Mandie, I don't want you to go either I can't believe someone in this group would be so rude! but, I understand how you feel. My hubby and I posted in another group and people bashed us behind our backs. Needless to say it got back to us and we left. Sorry some put you through that :hug: :hug: :hug: :hug: Jenn
DON'T LEAVE- You are loved and appreciated her more than you probably know. Don't let this unfortunate incident make you leave us. Life is too short for this stuff. Ignore the bad comments ( I'm sure that isn't easy) and don't take it too personally. You gave your time to offer something fun to us, that is very commendable. Thanks for being who you are and what you contribute to TT !!! :hug:
It is obvious to me that there are alot of people who really care about you here, Please reconsider leaving. I never read your Christmas card Post soI don't know what happened with your Christmas card list but I am sure I can imagine. People can be hurtful and rude. I am sorry that anyone has hurt your feeling. :hug:
Don't let just a few nasty people drive you away from so many who love and value you.
I am praying for you.
In response to Mandie's original post to leave teddy talk:
My advice to everyone -- the sage, the angry, the protective, the puzzled among you; each and every one -- would be to let it go at this point.
Giggles and hugs to you all, and my finger wagging ever so slowly and gently, to warn off further bad feelings -- be they guilt, anger, remorse, defensiveness, or otherwise -- and subsequent posts on this subject. Give Mandie a time to read how much she's loved and to sit on what's happened, without stirring the pot further. It might have a good outcome for us all.
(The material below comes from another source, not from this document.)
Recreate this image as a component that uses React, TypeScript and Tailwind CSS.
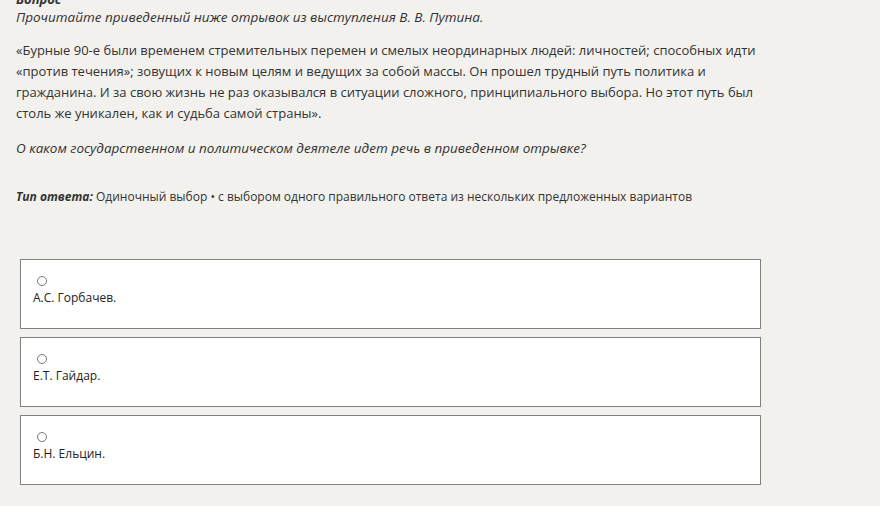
const options = ["А.С. Горбачев.", "Е.Т. Гайдар.", "Б.Н. Ельцин."];

export default function App() {
  return (
    <div
      className="w-[880px] h-[506px] overflow-hidden bg-[#f2f1ee] text-[#333333] text-[13px] leading-[21px]"
      style={{ fontFamily: '"Open Sans", "Noto Sans", sans-serif' }}
    >
      <div className="pl-[16px] -mt-[11px]">
        <div className="italic font-bold">Вопрос</div>
        <div className="italic text-[13.5px] mt-[-3px]">
          Прочитайте приведенный ниже отрывок из выступления В. В. Путина.
        </div>

        <p className="mt-[12px] w-[750px]">
          «Бурные 90-е были временем стремительных перемен и смелых неординарных
          людей: личностей; способных идти «против течения»; зовущих к новым
          целям и ведущих за собой массы. Он прошел трудный путь политика и
          гражданина. И за свою жизнь не раз оказывался в ситуации сложного,
          принципиального выбора. Но этот путь был столь же уникален, как и
          судьба самой страны».
        </p>

        <p className="mt-[14px] italic text-[13.5px]">
          О каком государственном и политическом деятеле идет речь в
          приведенном отрывке?
        </p>

        <p className="mt-[27px] text-[12px]">
          <span className="italic font-bold">Тип ответа:</span> Одиночный выбор
          • с выбором одного правильного ответа из нескольких предложенных
          вариантов
        </p>
      </div>

      <div className="ml-[20px] mt-[52px] w-[741px] flex flex-col gap-[8px]">
        {options.map((o) => (
          <div
            key={o}
            className="h-[70px] bg-white border border-[#808080] pl-[12px] pt-[16px] text-[12px]"
          >
            <div className="ml-[4px] w-[10px] h-[10px] rounded-full border border-[#777777] bg-white" />
            <div className="mt-[1px] text-[#222222]">{o}</div>
          </div>
        ))}
      </div>
    </div>
  );
}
This is very good advice from Shelli! It's time we HEED it! Our advisors are here to advise us. We need to respect them! Had they been brought into this in the beginning none of this would be happening. Let's at least listen to them now!
I think we have to be mindful of the 'offending party/ies' here. Even though we don't know who it was who may have possibly even inadvertently upset Mandie, she or he is still a member of our group and more than likely a highly valued one whom we adore too.
Please go easy on giving this person/s a hard time..they may be 'invisible' but they are here, and listening to every 'not so nice' word being uttered about them.
I know for a fact that some of you don't even realize you upset Mandie.
You don't know the whole story here. Mandie needs to work this out and do what she is comfortable with. She's got the message that we all love her and don't want her to leave. But something has upset her and you wouldn't want to be spending your time at a place that, as a whole, has really upset you. Teddy Bears and their friends are meant to bring good, friendly, happy feelings. You've tried to show that to Mandie now but she has to be feeling that way in order to want to come here. Peer pressure isn't the answer.
Please, let Mandie have time. She has a lot going on in her life, not just us. She knows we're here for her with open arms whenever she decides to come back. Let's all move on.